This week, Karen Richards writes about her Fear of Missing Out (FOMO) in the second in the series Losing and Lost.
Fear of missing out (FOMO) is the feeling of apprehension that one is either not in the know about or missing out on information, events, experiences, or life decisions that could make one’s life better. It was, according to Wikipedia, first identified by a marketing strategist, called Dan Herman, in 1996 and has since been exacerbated by the use of social media. But, the fear of missing or losing out is not a modern phenomenon, though it may have an acronym, now.
I have suffered from a fear of missing out since I was in my early teens. I remember being in awe of the different roads that it was possible to take in life and wanted to take them all! There were so many subjects that one could study, craft skills that could be acquired, books to be read, and careers that could be had. It caused a sort of existential anxiety that I may die not having experienced all that could be experienced: that I may inadvertently take the wrong path and end up in a dead end, from which I could not escape.
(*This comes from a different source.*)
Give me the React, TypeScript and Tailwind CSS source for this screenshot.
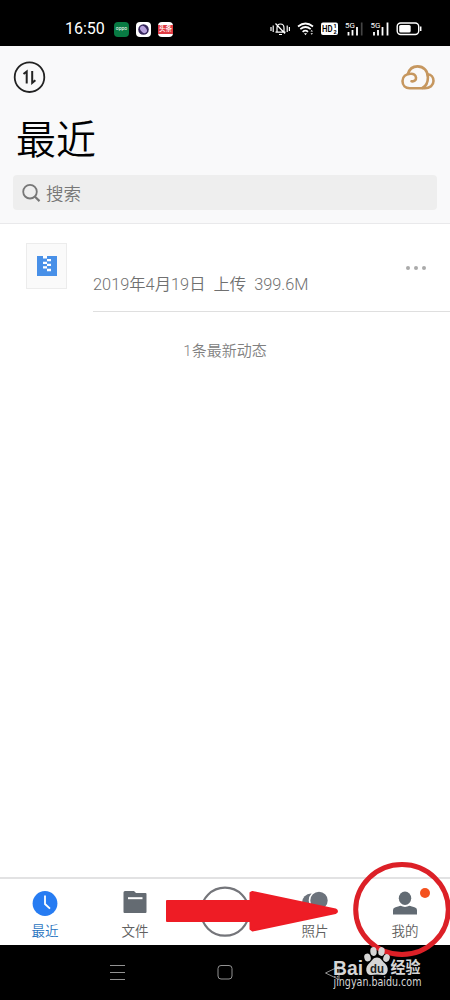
import {ReactNode} from "react";

// Icons of the system status bar
const StatusBar = () => {
  return (
    <div className="flex h-[46px] shrink-0 items-center bg-black pt-3 pr-7 pl-[65px] text-white">
      <span className="w-[49px] text-[16px] leading-[34px]">16:50</span>
      <div className="flex gap-[7px]">
        <span className="flex h-[15px] w-[15px] items-center justify-center rounded bg-[#087a43] text-[5px] font-normal">
          oppo
        </span>
        <span className="flex h-[15px] w-[15px] items-center justify-center rounded bg-white">
          <svg width="11" height="11" viewBox="0 0 11 11">
            <circle cx="5.5" cy="5.5" r="5.3" fill="#37285d" />
            <ellipse cx="5.5" cy="5.5" rx="2.8" ry="4" fill="#b6a1dc" transform="rotate(-40 5.5 5.5)" />
          </svg>
        </span>
        <span className="flex h-[15px] w-[15px] items-center justify-center rounded bg-white">
          <span className="flex h-[9px] w-[15px] items-center justify-center bg-[#df3b43] text-[6.5px] leading-[9px] font-medium">
            头条
          </span>
        </span>
      </div>
      <svg className="ml-auto" width="153" height="18" viewBox="0 0 153 18" fill="none" stroke="#fff">
        {/* Muted bell */}
        <path d="M2 7v4M4.2 5.5v6.5M18.2 5.5v6.5M20.4 7v4M6.5 12.2h10M8 12V8q0-4 3.5-4T15 8v4M10 14.5h3M6.5 3.5l9.5 10" strokeWidth="1.2" />
        {/* Wi-Fi */}
        <path d="M29 6.5q7.5-6 15 0M31.3 9.2q5.2-4.4 10.4 0M33.6 11.8q2.9-2.4 5.4 0" strokeWidth="1.7" />
        <path d="M35 13.3h3l-1.5 2z" fill="#fff" stroke="none" />
        <path d="M41.5 11.5l1.2-1.5L44 11.5zM41.5 13.2l1.2 1.5 1.3-1.5z" fill="#fff" stroke="none" />
        {/* HD voice */}
        <rect x="52" y="2.5" width="17" height="12.5" rx="2" fill="#fff" stroke="none" />
        <text x="53" y="12.3" fontSize="9" fontWeight="600" textLength="10.5" lengthAdjust="spacingAndGlyphs" fill="#000" stroke="none">HD</text>
        <text x="64.5" y="8.3" fontSize="5.5" fontWeight="700" fill="#000" stroke="none">1</text>
        <text x="64.5" y="14" fontSize="5.5" fontWeight="700" fill="#000" stroke="none">2</text>
        {/* Signal of both SIM cards */}
        <text x="76" y="7.7" fontSize="8" fontWeight="400" fill="#fff" stroke="none">5G</text>
        <path d="M79.5 12v3.5M83.5 10v5.5M88 7v8.5" strokeWidth="1.8" />
        <path d="M92.7 2.5v13" stroke="#444" strokeWidth="1.7" />
        <text x="101.5" y="7.7" fontSize="8" fontWeight="400" fill="#fff" stroke="none">5G</text>
        <path d="M105 12v3.5M109 10v5.5M113.5 7v8.5M118.5 2.5v13" strokeWidth="1.8" />
        {/* Battery */}
        <rect x="128.2" y="3" width="21.5" height="11.5" rx="3.5" strokeWidth="1.4" />
        <rect x="130.2" y="5" width="11.5" height="7.5" rx="1.5" fill="#fff" stroke="none" />
        <path d="M151.7 6.5v4.5" strokeWidth="1.5" />
      </svg>
    </div>
  );
};

const Header = () => {
  return (
    <header className="h-[178px] shrink-0 border-b border-[#e9e9eb] bg-[#f9f9fa] px-[13px] pt-[15px]">
      <div className="flex items-center justify-between pr-[1px]">
        <svg width="33" height="33" viewBox="0 0 33 33" fill="none" stroke="#222" strokeWidth="1.8">
          <circle cx="16.5" cy="16.2" r="14.8" />
          <path d="M10.5 13l3.2-2.5v12M19.2 10v11.8l3.2-2.6" strokeWidth="2" />
        </svg>
        <svg width="36" height="28" viewBox="0 0 36 28" fill="none" stroke="#c6975f" strokeWidth="2.6" strokeLinecap="round">
          <path d="M11.5 17.2c2.8.6 4.8-1.2 4.5-3.6-.3-2.6-2.6-4.100-5.400-3.900C6 9.900 2.500 12.800 2.500 17c0 4.500 3 7.200 7.200 7.200h15c5.200 0 8.800-3 8.800-7.200 0-3.700-2.300-6.400-5.700-6.700" />
          <path d="M7.900 9.900C9.300 5.300 13 2.400 17.500 2.400c6.100 0 10.400 4.400 10.400 11 0 5.200-2.200 8.800-5.500 10.500" />
        </svg>
      </div>
      <h1 className="mt-[17px] pl-[3px] text-[40px] leading-[60px] font-[350] text-black">最近</h1>
      <div className="mt-[4px] flex h-[35px] items-center rounded bg-[#eeeeee] pl-[9px] text-[17.5px] font-[350] text-[#777]">
        <svg className="mr-[5px]" width="19" height="20" viewBox="0 0 19 20" fill="none" stroke="#777" strokeWidth="1.8">
          <circle cx="8" cy="8.7" r="6.8" />
          <path d="M13 13.7l4.5 4.4" strokeWidth="2.2" />
        </svg>
        <span className="pt-[3px]">搜索</span>
      </div>
    </header>
  );
};

// A single uploaded archive
const FileRow = () => {
  return (
    <div className="flex h-[88px] shrink-0">
      <div className="mt-[19px] ml-[26px] flex h-[46px] w-[41px] items-center justify-center border border-[#ececec] bg-[#fafafa]">
        <svg width="20" height="20" viewBox="0 0 20 20">
          <path d="M0 0h20v20H0z" fill="#4890e8" />
          <path d="M6 0h4v2.500H6zM10 3h4v2.300h-4zM6 5.800h4v2.300H6zM10 7.800h4v2.300h-4zM6 10.300h4v2.300H6zM10 12.800h4v2.500h-4z" fill="#fff" />
        </svg>
      </div>
      <div className="ml-[26px] flex flex-1 items-end justify-between border-b border-[#dfdfdf] pr-6">
        <p className="pb-[14px] text-[16.35px] leading-6 font-[350] whitespace-pre text-[#707070]">
          2019年4月19日{"  "}上传{"  "}399.6M
        </p>
        <div className="mb-[41px] flex gap-1">
          <span className="h-[4px] w-[4px] rounded-full bg-[#aaa]" />
          <span className="h-[4px] w-[4px] rounded-full bg-[#aaa]" />
          <span className="h-[4px] w-[4px] rounded-full bg-[#aaa]" />
        </div>
      </div>
    </div>
  );
};

type TabProps = {
  label: string;
  active?: boolean;
  children: ReactNode;
};

const Tab = ({label, active, children}: TabProps) => {
  return (
    <div className="relative flex flex-1 flex-col items-center pt-[11px]">
      <div className="flex h-[29px] items-start pt-[1px]">{children}</div>
      <span className={`text-[13.5px] leading-[28px] font-[350] ${active ? "text-[#2874c0]" : "text-[#606060]"}`}>{label}</span>
    </div>
  );
};

const TabBar = () => {
  return (
    <nav className="flex h-[68px] shrink-0 border-t-2 border-[#e2e2e3] bg-white">
      <Tab label="最近" active>
        <svg width="26" height="26" viewBox="0 0 26 26">
          <circle cx="13" cy="12.5" r="12.4" fill="#277cf2" />
          <path d="M13 4.5V13l5 4.7" fill="none" stroke="#fff" strokeWidth="1.8" />
        </svg>
      </Tab>
      <Tab label="文件">
        <svg width="24" height="24" viewBox="0 0 24 24">
          <path d="M2 0h9l2 2h9.500q1 0 1 1v18q0 1-1 1H1.500q-1 0-1-1V1.500Q.5 0 2 0z" fill="#646b72" />
          <path d="M5 7.200h14.500" stroke="#fff" strokeWidth="2" />
        </svg>
      </Tab>
      <div className="flex flex-1 justify-center pt-[7px]">
        <svg width="50" height="51" viewBox="0 0 50 51">
          <circle cx="25" cy="25.700" r="24" fill="none" stroke="#74757a" strokeWidth="2.200" />
        </svg>
      </div>
      <Tab label="照片">
        <svg width="26" height="26" viewBox="0 0 26 26" fill="#6c737c">
          <circle cx="9" cy="11.500" r="9" />
          <circle cx="17" cy="9.500" r="9.500" stroke="#fff" strokeWidth="1.600" />
        </svg>
      </Tab>
      <Tab label="我的">
        <svg width="26" height="26" viewBox="0 0 26 26" fill="#626b73">
          <ellipse cx="13" cy="7.200" rx="6.200" ry="6.800" />
          <path d="M1 23.500v-4.400q0-2 2.500-2.800l5-1.500q4.500 2.300 9 0l5 1.500q2.500.8 2.500 2.800v4.400z" />
        </svg>
        <span className="absolute top-[9px] right-[20px] h-2.5 w-2.5 rounded-full bg-[#f4511e]" />
      </Tab>
    </nav>
  );
};

const SystemNav = () => {
  return (
    <div className="flex h-[55px] shrink-0 items-center bg-black pl-[109px]">
      <svg width="234" height="20" viewBox="0 0 234 20" fill="none" stroke="#929292" strokeWidth="1">
        <path d="M1 2.500h15M1 9.500h15M1 16.500h15" />
        <rect x="109" y="2.500" width="14" height="13.500" rx="3" />
        <path d="M230 3.500L216.500 10l13.500 6.500z" />
      </svg>
    </div>
  );
};

const Watermark = () => {
  return (
    <div className="absolute top-[945px] left-[333px] w-24 text-[#d6d6d6]">
      <svg width="96" height="50" viewBox="0 0 96 50" fill="currentColor">
        <text x="0" y="29.500" fontSize="19.500" fontWeight="700" textLength="30" lengthAdjust="spacingAndGlyphs" fontFamily="Liberation Sans, sans-serif">Bai</text>
        <ellipse cx="34.500" cy="12.500" rx="3.200" ry="4" transform="rotate(-15 34.500 12.500)" />
        <ellipse cx="40.500" cy="6.500" rx="3.200" ry="4.400" transform="rotate(-5 40.500 6.500)" />
        <ellipse cx="48.500" cy="6.500" rx="3.200" ry="4.400" transform="rotate(8 48.500 6.500)" />
        <ellipse cx="53.500" cy="13" rx="3.200" ry="4" transform="rotate(18 53.500 13)" />
        <path d="M44 12.500c4 0 5 3.500 7.500 5.500 5 4 4 12-1.500 12-2 0-4-.5-6-.5s-4 .5-6 .5c-5.500 0-6.500-8-1.500-12 3-2.500 3.500-5.500 7.500-5.500z" />
        <text x="37" y="27.500" fontSize="13" fontWeight="700" fill="#222" textLength="14" lengthAdjust="spacingAndGlyphs" fontFamily="Liberation Sans, sans-serif">du</text>
        <text x="57.500" y="28" fontSize="15.500" fontWeight="700" textLength="30" lengthAdjust="spacingAndGlyphs">经验</text>
        <text x="0.500" y="41" fontSize="12" fontWeight="500" textLength="88" lengthAdjust="spacingAndGlyphs" fontFamily="DejaVu Sans, sans-serif">jingyan.baidu.com</text>
      </svg>
    </div>
  );
};

// Arrow and ring that point at the profile tab
const Pointer = () => {
  return (
    <svg className="absolute top-[855px] left-[160px]" width="290" height="110" viewBox="0 0 290 110">
      <path
        d="M7 46h83.500v-8l2-1 83 17.500q3 1.500 0 3.500L92.500 75.500 90.500 74v-8H7z"
        fill="#ee1c25"
        stroke="#ee1c25"
        strokeWidth="2"
        strokeLinejoin="round"
      />
      <ellipse cx="242" cy="54.500" rx="46.300" ry="45" fill="none" stroke="#dc2027" strokeWidth="5" />
    </svg>
  );
};

const App = () => {
  return (
    <div className="relative flex h-[1000px] w-[450px] flex-col overflow-hidden bg-white font-['Roboto','Noto_Sans_CJK_SC',sans-serif]">
      <StatusBar />
      <Header />
      <main className="flex flex-1 flex-col">
        <FileRow />
        <p className="mt-[27px] text-center text-[15px] leading-6 font-[350] text-[#808080]">1条最新动态</p>
      </main>
      <TabBar />
      <SystemNav />
      <Pointer />
      <Watermark />
    </div>
  );
};

export default App;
I was, passionate and enthusiastic, inquisitive about many things, had a capacity for hard work, and loved to be around interesting people but alongside this passionate enthusiasm was a deep sense of dissatisfaction and an underlying fear that by doing one thing, I was losing out on another.
This often led to me taking jobs that ultimately did not satisfy me and starting projects that I would later abandon, not through boredom but because of a nagging feeling that this was not ‘it’. I remember, at the age of nineteen, when I decided to leave nursing, before completing my training, the Head of the School of Nursing told me, “Nurse, you have the capability, just not the ‘stickability’. How right she was. Ironically, her words ‘stuck’ with me. They helped me to begin questioning why I was not satisfied. So, when I first encountered Buddhism, in my mid-twenties, I was ‘ripe’ to begin discovering, for myself, the root cause of my dissatisfaction, why suffering exists, and how to be still in the midst of it. It takes a lifetime to answer these questions but being willing to meet the fear, head-on is the beginning of understanding.
Like most of us, I have had many challenges in my life, not least of which has been the restrictions that come from being a carer for my invalid husband. As his illness and disability have progressed, both his world and mine have reduced, in the physical sense, to the extent that he is all but housebound and within the house, his world has been reduced to the few meters of space between his bed, the bathroom, and his chair, in the living room. As his carer, this has reduced my world, too. There have been times when that early existential fear of losing out on life has risen within me. The dreams and ambitions of my youth, are still there, in some measure or other. At times, I have been gripped by the claustrophobia of not being able to leave my house and simply walk as long as I wish to, jump on a train, or take a holiday. But this is a distorted view of reality.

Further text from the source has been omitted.